• _Instructions for the task_:
Can you set down, exactly as they appear below, the lines from the opening of the material through the one bearing "10.04C18.67 6.59 15.64", minus the pictures?

• _Dataset excerpt_:
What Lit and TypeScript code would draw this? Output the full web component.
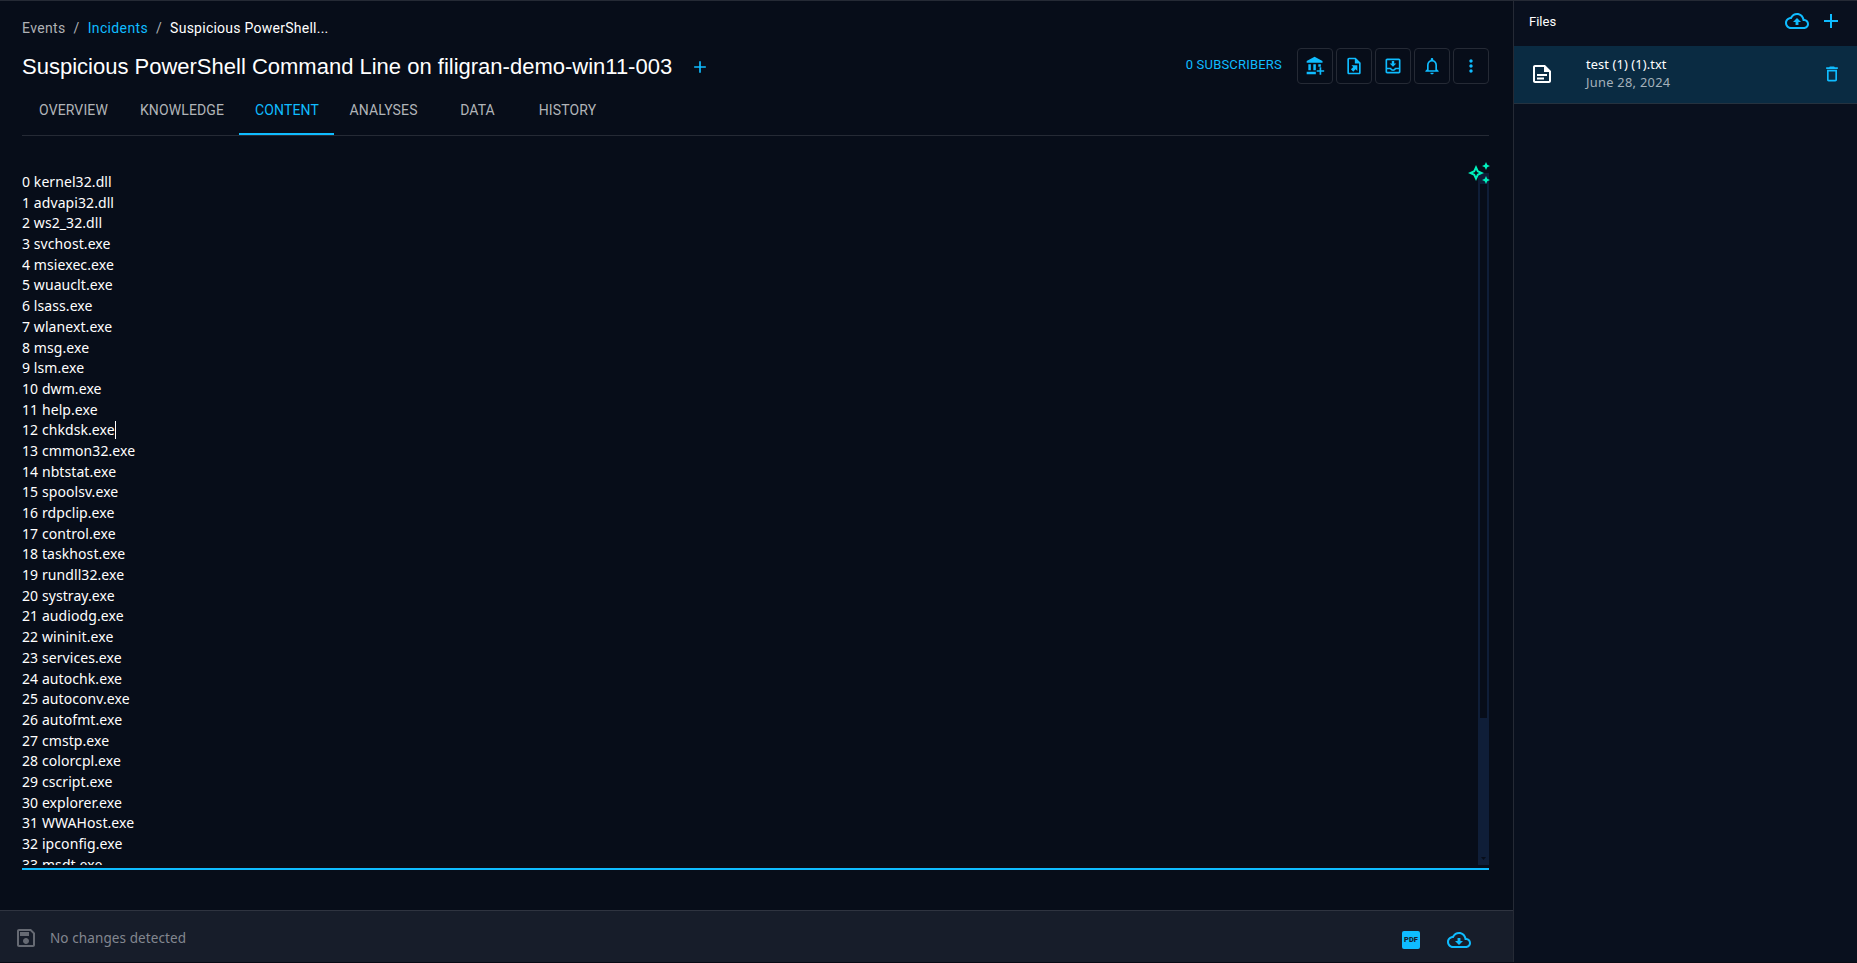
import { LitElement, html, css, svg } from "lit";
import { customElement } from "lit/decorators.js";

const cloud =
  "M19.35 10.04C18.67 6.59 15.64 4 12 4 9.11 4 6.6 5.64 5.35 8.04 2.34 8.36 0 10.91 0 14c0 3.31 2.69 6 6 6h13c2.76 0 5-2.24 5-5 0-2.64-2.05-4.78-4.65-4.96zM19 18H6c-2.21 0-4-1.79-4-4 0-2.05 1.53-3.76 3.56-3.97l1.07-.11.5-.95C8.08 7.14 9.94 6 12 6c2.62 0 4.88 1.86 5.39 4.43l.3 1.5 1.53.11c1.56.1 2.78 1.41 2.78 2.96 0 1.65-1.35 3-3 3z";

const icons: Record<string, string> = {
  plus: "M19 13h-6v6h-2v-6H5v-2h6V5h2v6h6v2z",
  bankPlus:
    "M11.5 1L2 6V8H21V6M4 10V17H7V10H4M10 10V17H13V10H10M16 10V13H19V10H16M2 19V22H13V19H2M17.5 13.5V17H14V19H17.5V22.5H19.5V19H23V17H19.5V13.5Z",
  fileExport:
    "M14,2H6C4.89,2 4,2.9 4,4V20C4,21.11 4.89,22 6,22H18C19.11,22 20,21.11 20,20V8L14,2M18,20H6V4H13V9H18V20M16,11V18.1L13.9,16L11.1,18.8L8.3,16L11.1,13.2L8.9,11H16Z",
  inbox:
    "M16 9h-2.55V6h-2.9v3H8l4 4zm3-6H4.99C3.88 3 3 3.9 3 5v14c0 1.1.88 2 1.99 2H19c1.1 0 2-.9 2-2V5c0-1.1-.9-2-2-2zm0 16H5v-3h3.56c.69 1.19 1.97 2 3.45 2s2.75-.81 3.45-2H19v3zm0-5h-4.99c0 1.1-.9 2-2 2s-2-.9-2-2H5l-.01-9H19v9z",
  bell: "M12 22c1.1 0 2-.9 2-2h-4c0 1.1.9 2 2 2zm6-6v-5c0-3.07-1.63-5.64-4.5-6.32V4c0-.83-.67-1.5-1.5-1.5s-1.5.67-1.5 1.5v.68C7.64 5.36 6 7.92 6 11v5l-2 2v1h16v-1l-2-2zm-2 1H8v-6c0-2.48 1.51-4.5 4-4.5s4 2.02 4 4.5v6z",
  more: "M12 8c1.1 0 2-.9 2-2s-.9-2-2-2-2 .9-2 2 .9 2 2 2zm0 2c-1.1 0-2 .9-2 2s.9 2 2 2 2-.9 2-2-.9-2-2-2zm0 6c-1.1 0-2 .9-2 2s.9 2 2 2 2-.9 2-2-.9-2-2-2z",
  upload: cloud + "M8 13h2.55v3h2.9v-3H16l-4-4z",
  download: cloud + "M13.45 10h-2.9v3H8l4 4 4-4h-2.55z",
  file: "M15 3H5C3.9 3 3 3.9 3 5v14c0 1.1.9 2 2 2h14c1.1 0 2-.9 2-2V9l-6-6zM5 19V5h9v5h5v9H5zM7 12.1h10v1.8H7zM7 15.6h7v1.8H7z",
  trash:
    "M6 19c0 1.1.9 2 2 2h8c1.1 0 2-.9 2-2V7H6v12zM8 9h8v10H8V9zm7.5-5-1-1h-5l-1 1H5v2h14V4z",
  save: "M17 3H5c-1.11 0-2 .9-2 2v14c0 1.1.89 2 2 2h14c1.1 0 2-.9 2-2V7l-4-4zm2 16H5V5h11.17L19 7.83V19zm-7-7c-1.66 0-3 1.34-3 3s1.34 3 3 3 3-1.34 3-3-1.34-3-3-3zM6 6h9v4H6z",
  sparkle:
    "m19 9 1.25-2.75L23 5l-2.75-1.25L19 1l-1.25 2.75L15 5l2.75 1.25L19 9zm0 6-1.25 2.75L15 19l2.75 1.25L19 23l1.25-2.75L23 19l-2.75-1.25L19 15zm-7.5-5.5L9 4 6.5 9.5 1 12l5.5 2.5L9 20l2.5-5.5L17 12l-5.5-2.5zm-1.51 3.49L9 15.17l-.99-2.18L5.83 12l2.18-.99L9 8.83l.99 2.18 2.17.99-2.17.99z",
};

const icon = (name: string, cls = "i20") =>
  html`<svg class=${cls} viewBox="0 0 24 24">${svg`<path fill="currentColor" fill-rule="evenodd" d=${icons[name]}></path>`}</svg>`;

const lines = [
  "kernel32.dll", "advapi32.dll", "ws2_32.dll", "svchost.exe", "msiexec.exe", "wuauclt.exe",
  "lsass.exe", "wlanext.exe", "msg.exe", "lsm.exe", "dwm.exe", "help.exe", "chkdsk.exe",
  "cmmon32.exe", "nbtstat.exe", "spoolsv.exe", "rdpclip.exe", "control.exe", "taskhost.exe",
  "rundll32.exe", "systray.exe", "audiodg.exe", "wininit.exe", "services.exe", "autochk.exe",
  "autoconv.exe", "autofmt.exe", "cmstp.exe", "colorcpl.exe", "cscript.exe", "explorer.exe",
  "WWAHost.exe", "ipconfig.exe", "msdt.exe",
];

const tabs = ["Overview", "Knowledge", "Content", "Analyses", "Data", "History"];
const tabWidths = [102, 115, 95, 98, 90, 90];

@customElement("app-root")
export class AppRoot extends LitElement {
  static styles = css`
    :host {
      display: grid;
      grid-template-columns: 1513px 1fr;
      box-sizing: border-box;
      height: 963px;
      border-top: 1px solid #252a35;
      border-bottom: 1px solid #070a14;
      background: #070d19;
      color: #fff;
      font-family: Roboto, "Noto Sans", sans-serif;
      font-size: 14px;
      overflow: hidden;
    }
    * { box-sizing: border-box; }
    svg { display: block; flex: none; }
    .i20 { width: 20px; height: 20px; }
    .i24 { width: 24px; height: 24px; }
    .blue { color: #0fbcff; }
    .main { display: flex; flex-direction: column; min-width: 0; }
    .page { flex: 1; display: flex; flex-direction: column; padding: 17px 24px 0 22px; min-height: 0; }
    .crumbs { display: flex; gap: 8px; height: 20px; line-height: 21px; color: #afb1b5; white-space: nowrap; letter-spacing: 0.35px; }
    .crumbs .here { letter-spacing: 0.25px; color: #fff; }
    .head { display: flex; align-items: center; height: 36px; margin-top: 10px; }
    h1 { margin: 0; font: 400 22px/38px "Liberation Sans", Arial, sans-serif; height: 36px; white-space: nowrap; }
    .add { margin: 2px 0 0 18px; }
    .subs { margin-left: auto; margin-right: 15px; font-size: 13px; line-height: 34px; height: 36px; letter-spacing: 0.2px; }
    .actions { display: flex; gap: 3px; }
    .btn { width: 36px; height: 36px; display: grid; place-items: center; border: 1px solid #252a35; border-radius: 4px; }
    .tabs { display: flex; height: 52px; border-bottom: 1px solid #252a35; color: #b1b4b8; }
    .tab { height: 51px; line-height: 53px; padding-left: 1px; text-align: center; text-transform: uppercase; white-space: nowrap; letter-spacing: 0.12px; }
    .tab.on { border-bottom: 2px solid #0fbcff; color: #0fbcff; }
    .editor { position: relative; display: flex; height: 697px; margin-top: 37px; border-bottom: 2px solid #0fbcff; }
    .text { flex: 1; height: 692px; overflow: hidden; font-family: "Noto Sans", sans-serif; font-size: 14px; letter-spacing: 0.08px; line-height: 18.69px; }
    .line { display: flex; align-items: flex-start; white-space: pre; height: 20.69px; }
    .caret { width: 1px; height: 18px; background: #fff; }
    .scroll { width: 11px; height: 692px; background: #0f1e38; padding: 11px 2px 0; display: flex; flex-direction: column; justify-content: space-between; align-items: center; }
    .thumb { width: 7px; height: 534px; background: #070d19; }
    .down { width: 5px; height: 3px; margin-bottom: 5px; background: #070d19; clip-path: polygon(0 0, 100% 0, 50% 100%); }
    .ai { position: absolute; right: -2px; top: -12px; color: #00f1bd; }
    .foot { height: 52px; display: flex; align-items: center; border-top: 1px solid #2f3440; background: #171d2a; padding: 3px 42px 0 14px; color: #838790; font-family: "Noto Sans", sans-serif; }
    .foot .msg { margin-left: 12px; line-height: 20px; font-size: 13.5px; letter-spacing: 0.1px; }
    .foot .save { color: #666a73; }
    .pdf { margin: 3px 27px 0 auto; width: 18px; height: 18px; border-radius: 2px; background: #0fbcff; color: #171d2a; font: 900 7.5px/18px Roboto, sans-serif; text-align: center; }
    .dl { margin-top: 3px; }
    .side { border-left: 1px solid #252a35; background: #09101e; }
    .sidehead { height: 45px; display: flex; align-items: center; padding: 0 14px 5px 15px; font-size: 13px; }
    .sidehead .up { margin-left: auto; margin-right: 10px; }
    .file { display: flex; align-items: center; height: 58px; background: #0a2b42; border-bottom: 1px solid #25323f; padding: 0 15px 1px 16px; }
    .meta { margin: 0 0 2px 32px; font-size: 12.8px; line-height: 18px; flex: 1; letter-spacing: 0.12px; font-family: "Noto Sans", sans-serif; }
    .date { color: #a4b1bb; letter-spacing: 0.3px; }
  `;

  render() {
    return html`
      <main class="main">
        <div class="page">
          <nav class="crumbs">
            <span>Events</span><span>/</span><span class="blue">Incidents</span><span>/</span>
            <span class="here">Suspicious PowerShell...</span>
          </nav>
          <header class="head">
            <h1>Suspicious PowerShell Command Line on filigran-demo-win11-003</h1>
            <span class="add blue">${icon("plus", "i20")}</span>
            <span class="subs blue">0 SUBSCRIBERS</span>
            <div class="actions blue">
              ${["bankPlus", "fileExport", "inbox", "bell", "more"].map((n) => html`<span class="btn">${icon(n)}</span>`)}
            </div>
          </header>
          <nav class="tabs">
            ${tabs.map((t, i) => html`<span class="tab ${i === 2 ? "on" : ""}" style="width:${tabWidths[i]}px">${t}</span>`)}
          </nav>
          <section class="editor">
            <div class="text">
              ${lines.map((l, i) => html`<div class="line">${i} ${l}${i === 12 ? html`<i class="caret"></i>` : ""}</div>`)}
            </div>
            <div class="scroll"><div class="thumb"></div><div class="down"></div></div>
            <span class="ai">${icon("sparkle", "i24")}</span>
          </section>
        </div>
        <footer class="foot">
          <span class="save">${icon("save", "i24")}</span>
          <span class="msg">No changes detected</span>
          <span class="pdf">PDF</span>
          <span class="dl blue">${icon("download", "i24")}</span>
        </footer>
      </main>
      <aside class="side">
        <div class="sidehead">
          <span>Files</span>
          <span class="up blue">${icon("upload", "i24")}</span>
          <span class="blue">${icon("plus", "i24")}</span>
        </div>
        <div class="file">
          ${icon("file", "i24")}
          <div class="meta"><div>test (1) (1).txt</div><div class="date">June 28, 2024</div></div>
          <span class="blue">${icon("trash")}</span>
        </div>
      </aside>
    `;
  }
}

• _Task result_:
What Lit and TypeScript code would draw this? Output the full web component.
import { LitElement, html, css, svg } from "lit";
import { customElement } from "lit/decorators.js";

const cloud =
  "M19.35 10.04C18.67 6.59 15.64 4 12 4 9.11 4 6.6 5.64 5.35 8.04 2.34 8.36 0 10.91 0 14c0 3.31 2.69 6 6 6h13c2.76 0 5-2.24 5-5 0-2.64-2.05-4.78-4.65-4.96zM19 18H6c-2.21 0-4-1.79-4-4 0-2.05 1.53-3.76 3.56-3.97l1.07-.11.5-.95C8.08 7.14 9.94 6 12 6c2.62 0 4.88 1.86 5.39 4.43l.3 1.5 1.53.11c1.56.1 2.78 1.41 2.78 2.96 0 1.65-1.35 3-3 3z";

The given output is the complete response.